- TASK GOAL -
Copy each line in the data that includes the word "React".
+++ RECORDED INFORMATION
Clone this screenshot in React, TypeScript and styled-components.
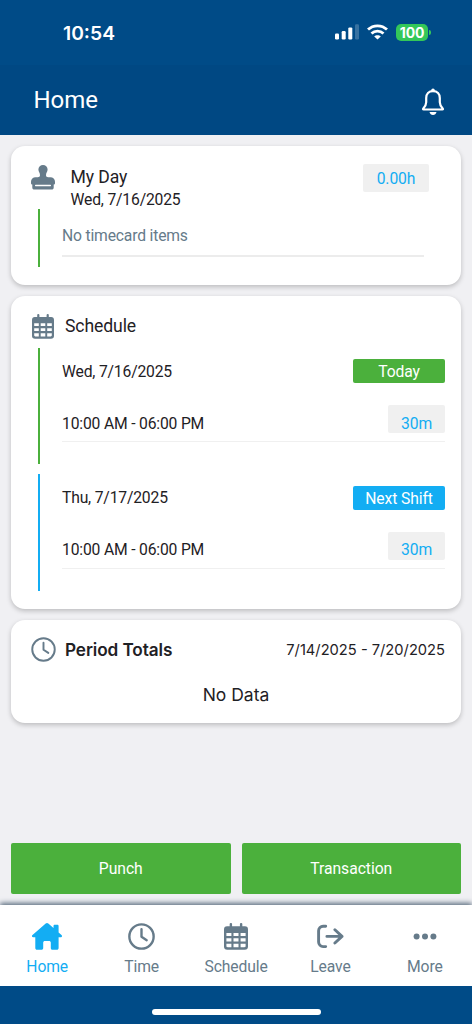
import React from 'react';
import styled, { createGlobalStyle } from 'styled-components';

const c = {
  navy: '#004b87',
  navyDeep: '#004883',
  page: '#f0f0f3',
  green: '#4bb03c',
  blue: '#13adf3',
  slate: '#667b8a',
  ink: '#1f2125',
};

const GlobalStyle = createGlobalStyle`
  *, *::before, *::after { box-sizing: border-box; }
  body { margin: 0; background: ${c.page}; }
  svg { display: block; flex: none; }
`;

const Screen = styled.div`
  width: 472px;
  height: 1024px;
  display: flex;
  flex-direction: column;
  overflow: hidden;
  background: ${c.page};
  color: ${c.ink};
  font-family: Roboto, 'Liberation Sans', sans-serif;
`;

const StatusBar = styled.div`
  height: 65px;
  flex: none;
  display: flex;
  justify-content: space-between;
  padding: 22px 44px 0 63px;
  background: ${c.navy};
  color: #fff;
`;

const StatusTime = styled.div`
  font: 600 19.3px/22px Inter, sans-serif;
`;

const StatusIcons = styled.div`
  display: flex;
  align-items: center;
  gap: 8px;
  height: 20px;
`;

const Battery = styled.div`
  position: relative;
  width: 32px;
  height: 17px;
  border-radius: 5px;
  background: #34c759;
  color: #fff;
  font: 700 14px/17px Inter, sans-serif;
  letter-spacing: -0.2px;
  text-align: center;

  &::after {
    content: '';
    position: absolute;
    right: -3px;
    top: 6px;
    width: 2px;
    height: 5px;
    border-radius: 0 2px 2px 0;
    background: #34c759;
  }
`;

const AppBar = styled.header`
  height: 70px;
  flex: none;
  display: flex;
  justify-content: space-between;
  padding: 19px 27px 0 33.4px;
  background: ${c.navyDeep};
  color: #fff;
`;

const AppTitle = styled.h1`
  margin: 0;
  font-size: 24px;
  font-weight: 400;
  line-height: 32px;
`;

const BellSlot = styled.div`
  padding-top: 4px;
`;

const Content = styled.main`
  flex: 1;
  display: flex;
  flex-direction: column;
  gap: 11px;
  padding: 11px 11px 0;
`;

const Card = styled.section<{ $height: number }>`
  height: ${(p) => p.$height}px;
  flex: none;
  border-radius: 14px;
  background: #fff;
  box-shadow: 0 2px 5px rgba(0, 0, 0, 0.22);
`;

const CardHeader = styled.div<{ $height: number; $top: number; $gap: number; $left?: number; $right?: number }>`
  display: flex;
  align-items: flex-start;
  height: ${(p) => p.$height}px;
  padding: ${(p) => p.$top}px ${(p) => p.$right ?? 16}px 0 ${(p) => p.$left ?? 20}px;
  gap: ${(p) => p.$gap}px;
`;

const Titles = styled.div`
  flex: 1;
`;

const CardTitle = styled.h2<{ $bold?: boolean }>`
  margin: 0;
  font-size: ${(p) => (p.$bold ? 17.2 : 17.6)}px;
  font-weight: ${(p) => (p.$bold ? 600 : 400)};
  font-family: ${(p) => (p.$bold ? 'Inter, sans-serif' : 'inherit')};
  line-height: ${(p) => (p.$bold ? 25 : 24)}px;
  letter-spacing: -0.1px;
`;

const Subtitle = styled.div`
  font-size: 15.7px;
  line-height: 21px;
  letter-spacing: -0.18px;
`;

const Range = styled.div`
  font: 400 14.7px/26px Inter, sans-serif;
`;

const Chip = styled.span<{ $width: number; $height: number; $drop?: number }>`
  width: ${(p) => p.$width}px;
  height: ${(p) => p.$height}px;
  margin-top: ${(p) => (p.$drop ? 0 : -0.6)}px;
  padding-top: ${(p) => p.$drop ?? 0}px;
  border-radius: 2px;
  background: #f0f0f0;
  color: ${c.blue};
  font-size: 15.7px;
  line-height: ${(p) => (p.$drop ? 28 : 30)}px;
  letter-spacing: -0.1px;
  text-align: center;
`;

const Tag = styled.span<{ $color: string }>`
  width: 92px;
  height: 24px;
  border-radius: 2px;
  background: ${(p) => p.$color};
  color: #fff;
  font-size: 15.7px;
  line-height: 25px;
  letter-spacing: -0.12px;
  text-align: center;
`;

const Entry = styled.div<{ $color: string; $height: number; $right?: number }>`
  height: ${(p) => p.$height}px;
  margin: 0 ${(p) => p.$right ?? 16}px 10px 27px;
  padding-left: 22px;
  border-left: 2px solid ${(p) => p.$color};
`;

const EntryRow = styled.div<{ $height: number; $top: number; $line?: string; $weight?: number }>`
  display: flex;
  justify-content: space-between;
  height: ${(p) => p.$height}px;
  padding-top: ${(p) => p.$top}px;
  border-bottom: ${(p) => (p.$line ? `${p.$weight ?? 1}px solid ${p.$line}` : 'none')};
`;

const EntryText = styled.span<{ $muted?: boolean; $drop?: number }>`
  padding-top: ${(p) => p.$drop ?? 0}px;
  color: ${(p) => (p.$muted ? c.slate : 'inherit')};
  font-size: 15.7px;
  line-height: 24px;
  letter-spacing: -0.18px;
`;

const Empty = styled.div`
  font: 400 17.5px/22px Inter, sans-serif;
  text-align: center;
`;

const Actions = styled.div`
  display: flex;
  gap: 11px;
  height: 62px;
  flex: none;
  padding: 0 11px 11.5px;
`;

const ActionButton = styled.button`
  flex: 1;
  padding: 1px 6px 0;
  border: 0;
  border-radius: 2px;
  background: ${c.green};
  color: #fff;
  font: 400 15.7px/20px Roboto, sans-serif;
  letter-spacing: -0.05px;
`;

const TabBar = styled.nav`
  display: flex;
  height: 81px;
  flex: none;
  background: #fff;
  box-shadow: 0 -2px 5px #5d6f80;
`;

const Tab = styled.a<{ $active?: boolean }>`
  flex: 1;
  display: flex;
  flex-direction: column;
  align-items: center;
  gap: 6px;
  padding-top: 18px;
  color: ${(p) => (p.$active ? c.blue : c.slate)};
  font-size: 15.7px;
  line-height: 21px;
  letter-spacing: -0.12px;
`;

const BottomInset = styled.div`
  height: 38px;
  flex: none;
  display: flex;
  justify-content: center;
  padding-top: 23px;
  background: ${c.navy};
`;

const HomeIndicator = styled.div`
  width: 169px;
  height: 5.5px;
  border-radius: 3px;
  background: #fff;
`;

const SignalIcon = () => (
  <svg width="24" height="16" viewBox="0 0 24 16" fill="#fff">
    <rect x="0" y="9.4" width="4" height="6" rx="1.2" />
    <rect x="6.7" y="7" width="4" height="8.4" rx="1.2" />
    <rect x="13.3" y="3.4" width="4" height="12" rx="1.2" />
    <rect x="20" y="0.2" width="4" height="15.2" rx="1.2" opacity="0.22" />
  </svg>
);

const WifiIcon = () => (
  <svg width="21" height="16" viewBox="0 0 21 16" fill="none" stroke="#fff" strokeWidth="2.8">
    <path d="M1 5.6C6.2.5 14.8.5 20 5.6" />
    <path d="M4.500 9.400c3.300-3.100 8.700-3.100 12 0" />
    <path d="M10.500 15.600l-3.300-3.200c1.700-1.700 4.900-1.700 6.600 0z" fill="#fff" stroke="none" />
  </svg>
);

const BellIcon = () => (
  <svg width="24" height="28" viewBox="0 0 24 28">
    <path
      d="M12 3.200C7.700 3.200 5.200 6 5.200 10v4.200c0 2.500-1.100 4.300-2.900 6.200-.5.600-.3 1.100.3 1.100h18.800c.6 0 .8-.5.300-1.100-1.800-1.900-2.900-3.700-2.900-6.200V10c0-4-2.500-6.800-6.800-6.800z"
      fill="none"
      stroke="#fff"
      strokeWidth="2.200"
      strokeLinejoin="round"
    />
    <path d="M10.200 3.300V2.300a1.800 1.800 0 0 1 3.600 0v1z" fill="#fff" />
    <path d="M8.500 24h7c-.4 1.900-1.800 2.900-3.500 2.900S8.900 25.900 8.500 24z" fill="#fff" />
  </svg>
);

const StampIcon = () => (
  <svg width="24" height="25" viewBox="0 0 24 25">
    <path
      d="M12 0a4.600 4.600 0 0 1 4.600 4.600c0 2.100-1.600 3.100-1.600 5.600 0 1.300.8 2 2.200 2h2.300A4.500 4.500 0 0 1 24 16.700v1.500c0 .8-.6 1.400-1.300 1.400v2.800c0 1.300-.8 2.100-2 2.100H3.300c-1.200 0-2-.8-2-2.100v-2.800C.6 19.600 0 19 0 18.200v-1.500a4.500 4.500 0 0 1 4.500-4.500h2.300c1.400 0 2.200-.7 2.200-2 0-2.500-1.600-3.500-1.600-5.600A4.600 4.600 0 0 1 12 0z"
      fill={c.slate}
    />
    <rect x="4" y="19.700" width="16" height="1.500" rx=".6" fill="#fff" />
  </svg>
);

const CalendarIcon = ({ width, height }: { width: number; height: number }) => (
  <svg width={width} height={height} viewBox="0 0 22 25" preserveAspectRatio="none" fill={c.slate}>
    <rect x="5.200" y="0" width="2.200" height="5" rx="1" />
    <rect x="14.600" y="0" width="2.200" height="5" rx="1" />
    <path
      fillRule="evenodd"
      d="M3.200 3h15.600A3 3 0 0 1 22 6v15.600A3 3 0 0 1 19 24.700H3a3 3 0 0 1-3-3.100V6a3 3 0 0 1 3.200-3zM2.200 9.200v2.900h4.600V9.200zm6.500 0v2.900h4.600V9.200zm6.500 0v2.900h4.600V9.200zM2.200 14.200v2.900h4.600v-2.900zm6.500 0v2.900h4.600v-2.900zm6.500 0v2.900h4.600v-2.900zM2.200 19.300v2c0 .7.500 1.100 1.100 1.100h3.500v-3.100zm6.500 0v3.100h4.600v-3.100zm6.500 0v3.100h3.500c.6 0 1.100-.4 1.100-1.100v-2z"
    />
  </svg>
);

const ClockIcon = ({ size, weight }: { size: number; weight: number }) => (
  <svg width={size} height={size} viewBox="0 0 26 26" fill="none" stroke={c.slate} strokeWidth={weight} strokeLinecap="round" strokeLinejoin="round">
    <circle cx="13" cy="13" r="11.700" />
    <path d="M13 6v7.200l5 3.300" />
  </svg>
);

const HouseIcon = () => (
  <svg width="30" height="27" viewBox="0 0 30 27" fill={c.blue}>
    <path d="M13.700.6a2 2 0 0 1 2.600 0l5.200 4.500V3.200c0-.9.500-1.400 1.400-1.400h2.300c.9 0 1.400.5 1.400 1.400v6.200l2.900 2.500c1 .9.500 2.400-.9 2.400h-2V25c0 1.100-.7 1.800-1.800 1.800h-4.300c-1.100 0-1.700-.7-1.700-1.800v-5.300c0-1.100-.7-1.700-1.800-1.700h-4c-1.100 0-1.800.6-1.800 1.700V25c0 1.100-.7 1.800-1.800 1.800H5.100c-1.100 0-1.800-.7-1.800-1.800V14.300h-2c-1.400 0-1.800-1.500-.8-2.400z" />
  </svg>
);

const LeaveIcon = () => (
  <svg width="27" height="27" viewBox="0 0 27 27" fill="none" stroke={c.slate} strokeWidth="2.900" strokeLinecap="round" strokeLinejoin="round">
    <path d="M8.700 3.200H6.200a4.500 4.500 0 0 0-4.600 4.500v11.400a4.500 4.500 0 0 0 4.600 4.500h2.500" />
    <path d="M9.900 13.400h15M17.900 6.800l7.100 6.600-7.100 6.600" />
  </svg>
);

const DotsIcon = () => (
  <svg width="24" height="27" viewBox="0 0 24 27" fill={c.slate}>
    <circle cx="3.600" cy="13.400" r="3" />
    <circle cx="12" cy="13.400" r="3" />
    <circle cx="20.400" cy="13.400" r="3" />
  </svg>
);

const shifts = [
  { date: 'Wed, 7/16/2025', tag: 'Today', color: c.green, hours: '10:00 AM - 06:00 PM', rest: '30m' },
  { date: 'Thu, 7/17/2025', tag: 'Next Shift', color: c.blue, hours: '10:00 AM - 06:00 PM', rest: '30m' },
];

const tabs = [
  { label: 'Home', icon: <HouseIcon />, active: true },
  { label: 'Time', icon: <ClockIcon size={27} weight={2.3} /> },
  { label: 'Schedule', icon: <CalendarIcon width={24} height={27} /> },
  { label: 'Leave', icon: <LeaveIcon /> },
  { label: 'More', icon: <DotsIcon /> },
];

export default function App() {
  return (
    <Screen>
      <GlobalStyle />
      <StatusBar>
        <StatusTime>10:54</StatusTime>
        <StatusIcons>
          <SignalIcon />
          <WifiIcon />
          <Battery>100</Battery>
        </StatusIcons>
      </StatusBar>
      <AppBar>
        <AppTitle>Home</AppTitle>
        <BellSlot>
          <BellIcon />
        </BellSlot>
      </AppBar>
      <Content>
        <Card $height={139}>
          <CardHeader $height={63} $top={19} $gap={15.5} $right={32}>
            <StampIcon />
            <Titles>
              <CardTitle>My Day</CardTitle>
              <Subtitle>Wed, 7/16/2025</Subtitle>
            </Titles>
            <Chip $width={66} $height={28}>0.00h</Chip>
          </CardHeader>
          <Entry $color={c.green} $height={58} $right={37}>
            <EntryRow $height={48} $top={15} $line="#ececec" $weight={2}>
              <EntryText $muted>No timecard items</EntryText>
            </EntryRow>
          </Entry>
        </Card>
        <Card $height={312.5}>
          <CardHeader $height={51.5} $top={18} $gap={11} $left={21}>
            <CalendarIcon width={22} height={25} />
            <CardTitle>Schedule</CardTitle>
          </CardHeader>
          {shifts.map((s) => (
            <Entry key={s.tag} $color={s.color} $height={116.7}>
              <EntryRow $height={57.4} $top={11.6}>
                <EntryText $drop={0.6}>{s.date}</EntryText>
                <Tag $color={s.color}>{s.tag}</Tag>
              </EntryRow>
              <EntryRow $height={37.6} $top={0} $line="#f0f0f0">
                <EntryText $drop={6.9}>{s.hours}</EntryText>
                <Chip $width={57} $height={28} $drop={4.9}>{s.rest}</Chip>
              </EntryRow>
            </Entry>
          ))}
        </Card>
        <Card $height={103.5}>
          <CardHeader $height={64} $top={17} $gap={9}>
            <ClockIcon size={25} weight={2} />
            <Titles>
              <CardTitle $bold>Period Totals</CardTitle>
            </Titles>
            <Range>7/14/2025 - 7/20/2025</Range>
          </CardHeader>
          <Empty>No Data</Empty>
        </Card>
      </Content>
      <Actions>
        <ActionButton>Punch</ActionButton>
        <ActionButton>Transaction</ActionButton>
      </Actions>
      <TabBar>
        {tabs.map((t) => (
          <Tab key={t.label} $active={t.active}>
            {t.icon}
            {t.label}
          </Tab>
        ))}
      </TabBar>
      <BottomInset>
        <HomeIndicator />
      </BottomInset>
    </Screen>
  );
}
++++++
- WRITTEN REPLY -
Clone this screenshot in React, TypeScript and styled-components.
import React from 'react';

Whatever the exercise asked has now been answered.